:: GIVEN INFORMATION
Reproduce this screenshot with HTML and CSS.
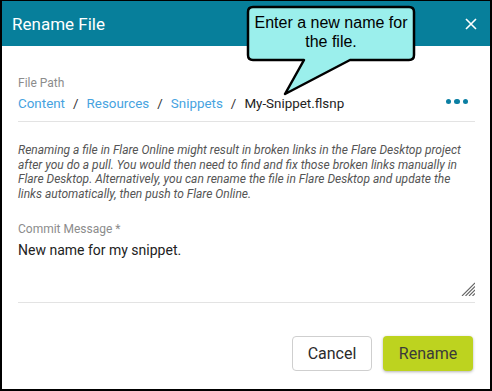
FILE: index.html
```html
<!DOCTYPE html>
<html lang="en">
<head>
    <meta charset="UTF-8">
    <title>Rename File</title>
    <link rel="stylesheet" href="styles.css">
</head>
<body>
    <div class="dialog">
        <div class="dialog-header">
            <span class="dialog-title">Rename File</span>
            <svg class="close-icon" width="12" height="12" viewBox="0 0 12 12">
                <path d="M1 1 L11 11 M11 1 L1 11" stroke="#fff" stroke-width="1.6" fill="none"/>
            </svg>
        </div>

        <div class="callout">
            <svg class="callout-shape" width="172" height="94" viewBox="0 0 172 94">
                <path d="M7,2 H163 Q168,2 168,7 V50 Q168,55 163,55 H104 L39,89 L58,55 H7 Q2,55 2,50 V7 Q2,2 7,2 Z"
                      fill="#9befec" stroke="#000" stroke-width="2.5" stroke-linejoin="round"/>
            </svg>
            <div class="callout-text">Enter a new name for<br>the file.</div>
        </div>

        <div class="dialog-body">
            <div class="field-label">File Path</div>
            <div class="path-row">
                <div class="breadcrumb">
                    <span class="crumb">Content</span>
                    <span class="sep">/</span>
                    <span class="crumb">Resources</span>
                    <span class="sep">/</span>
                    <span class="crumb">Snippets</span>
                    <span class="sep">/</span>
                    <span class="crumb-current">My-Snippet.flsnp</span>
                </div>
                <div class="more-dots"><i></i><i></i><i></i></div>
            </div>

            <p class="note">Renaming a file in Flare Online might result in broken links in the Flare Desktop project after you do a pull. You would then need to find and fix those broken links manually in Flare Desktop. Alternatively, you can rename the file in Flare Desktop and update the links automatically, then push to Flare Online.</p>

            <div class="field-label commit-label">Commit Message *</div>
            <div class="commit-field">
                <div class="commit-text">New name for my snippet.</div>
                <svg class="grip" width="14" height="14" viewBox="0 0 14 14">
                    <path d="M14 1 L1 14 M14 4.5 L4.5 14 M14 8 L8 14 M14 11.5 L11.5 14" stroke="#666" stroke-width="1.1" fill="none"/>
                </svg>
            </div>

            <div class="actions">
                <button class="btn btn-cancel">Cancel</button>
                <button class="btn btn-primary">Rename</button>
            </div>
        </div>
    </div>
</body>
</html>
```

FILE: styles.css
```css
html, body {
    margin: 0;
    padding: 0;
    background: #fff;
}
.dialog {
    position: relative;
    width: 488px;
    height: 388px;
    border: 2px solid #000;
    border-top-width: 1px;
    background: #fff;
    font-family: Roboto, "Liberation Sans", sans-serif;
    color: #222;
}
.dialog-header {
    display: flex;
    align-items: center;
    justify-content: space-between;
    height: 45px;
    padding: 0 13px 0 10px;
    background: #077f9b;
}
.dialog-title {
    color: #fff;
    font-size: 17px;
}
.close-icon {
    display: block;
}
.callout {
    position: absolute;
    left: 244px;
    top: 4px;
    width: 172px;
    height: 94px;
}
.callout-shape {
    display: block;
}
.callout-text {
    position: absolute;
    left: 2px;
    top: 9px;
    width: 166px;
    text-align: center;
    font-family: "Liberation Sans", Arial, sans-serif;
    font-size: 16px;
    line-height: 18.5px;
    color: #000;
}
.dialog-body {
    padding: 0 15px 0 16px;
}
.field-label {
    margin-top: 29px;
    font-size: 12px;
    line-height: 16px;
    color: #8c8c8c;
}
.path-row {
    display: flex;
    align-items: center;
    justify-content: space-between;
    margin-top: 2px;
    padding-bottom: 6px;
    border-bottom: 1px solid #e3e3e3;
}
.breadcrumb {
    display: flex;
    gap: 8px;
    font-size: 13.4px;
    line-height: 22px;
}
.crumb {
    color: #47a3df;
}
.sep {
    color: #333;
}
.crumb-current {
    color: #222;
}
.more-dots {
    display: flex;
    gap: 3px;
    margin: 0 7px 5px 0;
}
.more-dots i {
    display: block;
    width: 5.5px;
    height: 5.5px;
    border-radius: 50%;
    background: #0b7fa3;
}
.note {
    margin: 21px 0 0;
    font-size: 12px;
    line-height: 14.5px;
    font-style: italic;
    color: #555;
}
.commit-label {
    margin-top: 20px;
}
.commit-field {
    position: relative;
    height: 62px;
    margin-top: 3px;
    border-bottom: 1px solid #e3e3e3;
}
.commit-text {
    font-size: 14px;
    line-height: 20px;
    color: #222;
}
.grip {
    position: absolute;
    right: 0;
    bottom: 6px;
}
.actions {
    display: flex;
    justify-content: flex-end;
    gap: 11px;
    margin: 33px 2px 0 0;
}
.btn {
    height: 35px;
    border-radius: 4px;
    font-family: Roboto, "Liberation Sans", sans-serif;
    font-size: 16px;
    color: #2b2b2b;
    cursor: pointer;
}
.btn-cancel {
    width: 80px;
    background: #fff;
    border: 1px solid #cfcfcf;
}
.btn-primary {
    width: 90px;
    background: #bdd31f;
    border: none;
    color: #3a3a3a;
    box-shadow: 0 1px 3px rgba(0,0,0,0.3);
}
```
::::
TASK BRIEF: Give all the lines above again, character for character, without pictures.

RESULT OF THE TASK:
Reproduce this screenshot with HTML and CSS.
FILE: index.html
```html
<!DOCTYPE html>
<html lang="en">
<head>
    <meta charset="UTF-8">
    <title>Rename File</title>
    <link rel="stylesheet" href="styles.css">
</head>
<body>
    <div class="dialog">
        <div class="dialog-header">
            <span class="dialog-title">Rename File</span>
            <svg class="close-icon" width="12" height="12" viewBox="0 0 12 12">
                <path d="M1 1 L11 11 M11 1 L1 11" stroke="#fff" stroke-width="1.6" fill="none"/>
            </svg>
        </div>

        <div class="callout">
            <svg class="callout-shape" width="172" height="94" viewBox="0 0 172 94">
                <path d="M7,2 H163 Q168,2 168,7 V50 Q168,55 163,55 H104 L39,89 L58,55 H7 Q2,55 2,50 V7 Q2,2 7,2 Z"
                      fill="#9befec" stroke="#000" stroke-width="2.5" stroke-linejoin="round"/>
            </svg>
            <div class="callout-text">Enter a new name for<br>the file.</div>
        </div>

        <div class="dialog-body">
            <div class="field-label">File Path</div>
            <div class="path-row">
                <div class="breadcrumb">
                    <span class="crumb">Content</span>
                    <span class="sep">/</span>
                    <span class="crumb">Resources</span>
                    <span class="sep">/</span>
                    <span class="crumb">Snippets</span>
                    <span class="sep">/</span>
                    <span class="crumb-current">My-Snippet.flsnp</span>
                </div>
                <div class="more-dots"><i></i><i></i><i></i></div>
            </div>

            <p class="note">Renaming a file in Flare Online might result in broken links in the Flare Desktop project after you do a pull. You would then need to find and fix those broken links manually in Flare Desktop. Alternatively, you can rename the file in Flare Desktop and update the links automatically, then push to Flare Online.</p>

            <div class="field-label commit-label">Commit Message *</div>
            <div class="commit-field">
                <div class="commit-text">New name for my snippet.</div>
                <svg class="grip" width="14" height="14" viewBox="0 0 14 14">
                    <path d="M14 1 L1 14 M14 4.5 L4.5 14 M14 8 L8 14 M14 11.5 L11.5 14" stroke="#666" stroke-width="1.1" fill="none"/>
                </svg>
            </div>

            <div class="actions">
                <button class="btn btn-cancel">Cancel</button>
                <button class="btn btn-primary">Rename</button>
            </div>
        </div>
    </div>
</body>
</html>
```

FILE: styles.css
```css
html, body {
    margin: 0;
    padding: 0;
    background: #fff;
}
.dialog {
    position: relative;
    width: 488px;
    height: 388px;
    border: 2px solid #000;
    border-top-width: 1px;
    background: #fff;
    font-family: Roboto, "Liberation Sans", sans-serif;
    color: #222;
}
.dialog-header {
    display: flex;
    align-items: center;
    justify-content: space-between;
    height: 45px;
    padding: 0 13px 0 10px;
    background: #077f9b;
}
.dialog-title {
    color: #fff;
    font-size: 17px;
}
.close-icon {
    display: block;
}
.callout {
    position: absolute;
    left: 244px;
    top: 4px;
    width: 172px;
    height: 94px;
}
.callout-shape {
    display: block;
}
.callout-text {
    position: absolute;
    left: 2px;
    top: 9px;
    width: 166px;
    text-align: center;
    font-family: "Liberation Sans", Arial, sans-serif;
    font-size: 16px;
    line-height: 18.5px;
    color: #000;
}
.dialog-body {
    padding: 0 15px 0 16px;
}
.field-label {
    margin-top: 29px;
    font-size: 12px;
    line-height: 16px;
    color: #8c8c8c;
}
.path-row {
    display: flex;
    align-items: center;
    justify-content: space-between;
    margin-top: 2px;
    padding-bottom: 6px;
    border-bottom: 1px solid #e3e3e3;
}
.breadcrumb {
    display: flex;
    gap: 8px;
    font-size: 13.4px;
    line-height: 22px;
}
.crumb {
    color: #47a3df;
}
.sep {
    color: #333;
}
.crumb-current {
    color: #222;
}
.more-dots {
    display: flex;
    gap: 3px;
    margin: 0 7px 5px 0;
}
.more-dots i {
    display: block;
    width: 5.5px;
    height: 5.5px;
    border-radius: 50%;
    background: #0b7fa3;
}
.note {
    margin: 21px 0 0;
    font-size: 12px;
    line-height: 14.5px;
    font-style: italic;
    color: #555;
}
.commit-label {
    margin-top: 20px;
}
.commit-field {
    position: relative;
    height: 62px;
    margin-top: 3px;
    border-bottom: 1px solid #e3e3e3;
}
.commit-text {
    font-size: 14px;
    line-height: 20px;
    color: #222;
}
.grip {
    position: absolute;
    right: 0;
    bottom: 6px;
}
.actions {
    display: flex;
    justify-content: flex-end;
    gap: 11px;
    margin: 33px 2px 0 0;
}
.btn {
    height: 35px;
    border-radius: 4px;
    font-family: Roboto, "Liberation Sans", sans-serif;
    font-size: 16px;
    color: #2b2b2b;
    cursor: pointer;
}
.btn-cancel {
    width: 80px;
    background: #fff;
    border: 1px solid #cfcfcf;
}
.btn-primary {
    width: 90px;
    background: #bdd31f;
    border: none;
    color: #3a3a3a;
    box-shadow: 0 1px 3px rgba(0,0,0,0.3);
}
```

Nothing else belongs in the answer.